# Negril.com Message Board Forums > South Coast Message Board >  Treasure Beach vs Port Antonio

## Smiley

I am planning a solo trip for 7 days in early January. I fly into Montego Bay and plan to spend 2 nights in Negril, and trying to decide between Port Antonio or Treasure Beach for the rest of the trip. Any advice for a solo traveler looking to chillax somewhere central on the beach? Budget is $75-$100 per day for accommodations. Cheers!

----------


## johng

Smiley, You are much closer to Treasure Beach and it has much the same appeal as Negril but on a smaller scale. Check out Sunset Resort as I believe they have something in your price range. Port Antonio is cool also but a long haul from Negril and back to MoBay. Hope this helps.

----------


## Smiley

Thanks johng, sunset resort looks a little to lux for my tastes. I think I would prefer more of a locals guesthouse style. Any recommendations?

----------


## johng

Smiley, there are many guesthouses in TB I just don't know any to recommend. TB has its own website that gives you a ton of info just google Treasure Beach Jamaica and you'll have access to that site. Also check out past posts on Negril.com for the South Coast. Lots of folks go with villas and such but I have no idea on cost.

----------


## bigbamboo

Hey Smiley,
I've gone to Port Antonio the past couple of trips and it is a really chilled and laid back scene. Boston Beach, Reich Falls, Errol Flynn Marina are all positive experiences. I'd definitely recommend a visit. I agree with JohnG Port Antonio is a long haul from Negril. I'm sure it's a beautiful ride but that's a lot of potholes. Everytime we've gone to PA we've flown into Kingston to shorten the taxi ride. If you end up going to TB please post your thoughts. The wife and I are flying into MoBay and heading there in Mid January for our first visit to TB that is longer than a day trip. I'd be interested in your thoughts of the area and any recommendations if you have the time to post them. Safe travels.

----------


## hey_mon

Hey Smiley,
There are so many awesome places in Treasure Beach and the immediate area, and cost effective.  I would suggest you go on VRBO or Airbnb to have a look.  Like anywhere, on the beach is a little more costly than across the road or off the beaten track.  Treasure Beach is so very much more chill than Negril and the costs are way less.  Have a friend that gets a room at Cacona Villla for a few months a year, and Katamah is beautiful and you can get a tent for a really reasonable price, and Moni does them up in a beautiful Moroccan feel.  Many guest houses around.  Have not yet had the pleasure of staying in Port Antonio, maybe next year as this year was booked before we left Treasure Beach last year!!!  If you do go to Treasure Beach, have a bite at Diner Delicious!  Best beef stew and fried chick n I have had on the island yet!  So many good meals and the people are the best!  Enjoy, where ever you find yourself!

----------


## Treasure BeachBum

Waikiki guest house  on Frenchmens  bay puts you right in the middle of everything.

----------


## Smiley

Thanks for the tips!
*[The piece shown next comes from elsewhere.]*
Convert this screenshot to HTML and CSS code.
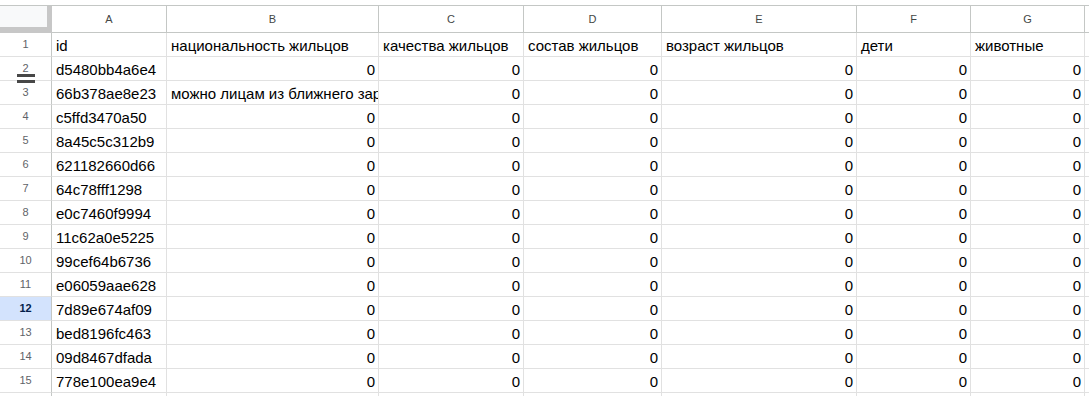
FILE: index.html
```html
<!DOCTYPE html>
<html lang="ru">
<head>
  <meta charset="UTF-8" />
  <meta name="viewport" content="width=device-width, initial-scale=1.0"/>
  <title>Sheet</title>
  <link rel="stylesheet" href="styles.css">
</head>
<body>
  <div class="wrap">
    <div id="sheet" class="sheet"></div>
    <div class="handle handle-top"></div>
    <div class="handle handle-bottom"></div>
  </div>

  <script>
    const letters = ["A", "B", "C", "D", "E", "F", "G", ""];
    const header = ["id", "национальность жильцов", "качества жильцов", "состав жильцов", "возраст жильцов", "дети", "животные", ""];
    const ids = [
      "d5480bb4a6e4", "66b378ae8e23", "c5ffd3470a50", "8a45c5c312b9",
      "621182660d66", "64c78fff1298", "e0c7460f9994", "11c62a0e5225",
      "99cef64b6736", "e06059aae628", "7d89e674af09", "bed8196fc463",
      "09d8467dfada", "778e100ea9e4"
    ];

    const sheet = document.getElementById("sheet");

    function cell(cls, text) {
      const div = document.createElement("div");
      div.className = cls;
      div.textContent = text;
      sheet.appendChild(div);
    }

    // column header row
    cell("corner", "");
    letters.forEach(l => cell("col-head", l));

    // row 1: titles
    cell("row-head", "1");
    header.forEach(h => cell("cell", h));

    // data rows
    ids.forEach((id, i) => {
      const n = i + 2;
      cell(n === 12 ? "row-head selected" : "row-head", String(n));
      cell("cell", id);
      for (let c = 1; c < 7; c++) {
        if (n === 3 && c === 1) {
          cell("cell", "можно лицам из ближнего зарубежья");
        } else {
          cell("cell num", "0");
        }
      }
      cell("cell", "");
    });

    // top edge of the next row, only its border shows
    cell("row-head", "");
    for (let c = 0; c < 8; c++) cell("cell", "");
  </script>
</body>
</html>
```

FILE: styles.css
```css
body {
  margin: 0;
  background: white;
  font-family: "Liberation Sans", Arial, sans-serif;
  overflow: hidden;
  height: 396px;
}

.wrap {
  position: relative;
  padding-top: 5px;
}

.sheet {
  display: grid;
  grid-template-columns: 52px 115px 212px 145px 138px 195px 114px 114px 1fr;
  grid-template-rows: 27px;
  grid-auto-rows: 24px;
  border-top: 1px solid #c4c7c5;
}

.sheet > div {
  box-sizing: border-box;
  overflow: hidden;
  white-space: nowrap;
}

.corner {
  background: #f8f9fa;
  border-right: 5px solid #c7c7c7;
  border-bottom: 6px solid #c7c7c7;
}

.col-head {
  border-right: 1px solid #c4c7c5;
  border-bottom: 1px solid #c4c7c5;
  color: #444746;
  font-size: 11px;
  line-height: 26px;
  text-align: center;
}

.row-head {
  border-right: 1px solid #c4c7c5;
  border-bottom: 1px solid #e1e1e1;
  color: #5f6368;
  font-size: 11px;
  line-height: 23px;
  text-align: center;
}

.row-head.selected {
  background: #d3e3fd;
  color: #041e49;
  font-weight: bold;
}

.cell {
  border-right: 1px solid #e1e1e1;
  border-bottom: 1px solid #e1e1e1;
  color: #000;
  font-size: 15px;
  line-height: 21px;
  padding: 2px 3px 0 4px;
}

.num {
  text-align: right;
}

.handle {
  position: absolute;
  left: 17px;
  width: 18px;
  height: 3px;
  background: #474747;
}

.handle-top {
  top: 74px;
}

.handle-bottom {
  top: 80px;
}
```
I have decided to split the trip between Negril and Treasure Beach and sandwich in a couple of nights in TB. Katamah tents look cool and Waikiki guest house also looks good. Soon come...

----------


## MilwaukeeMike

Smiley I'm sure you may have gone. I've been all over Jamaica but use TB as my base these days. Your original trip involved way too much traveling for a relaxing visit. Next time consider taking the Knutsford from the airport to Port Antonio. They are very different but great in their own ways.

----------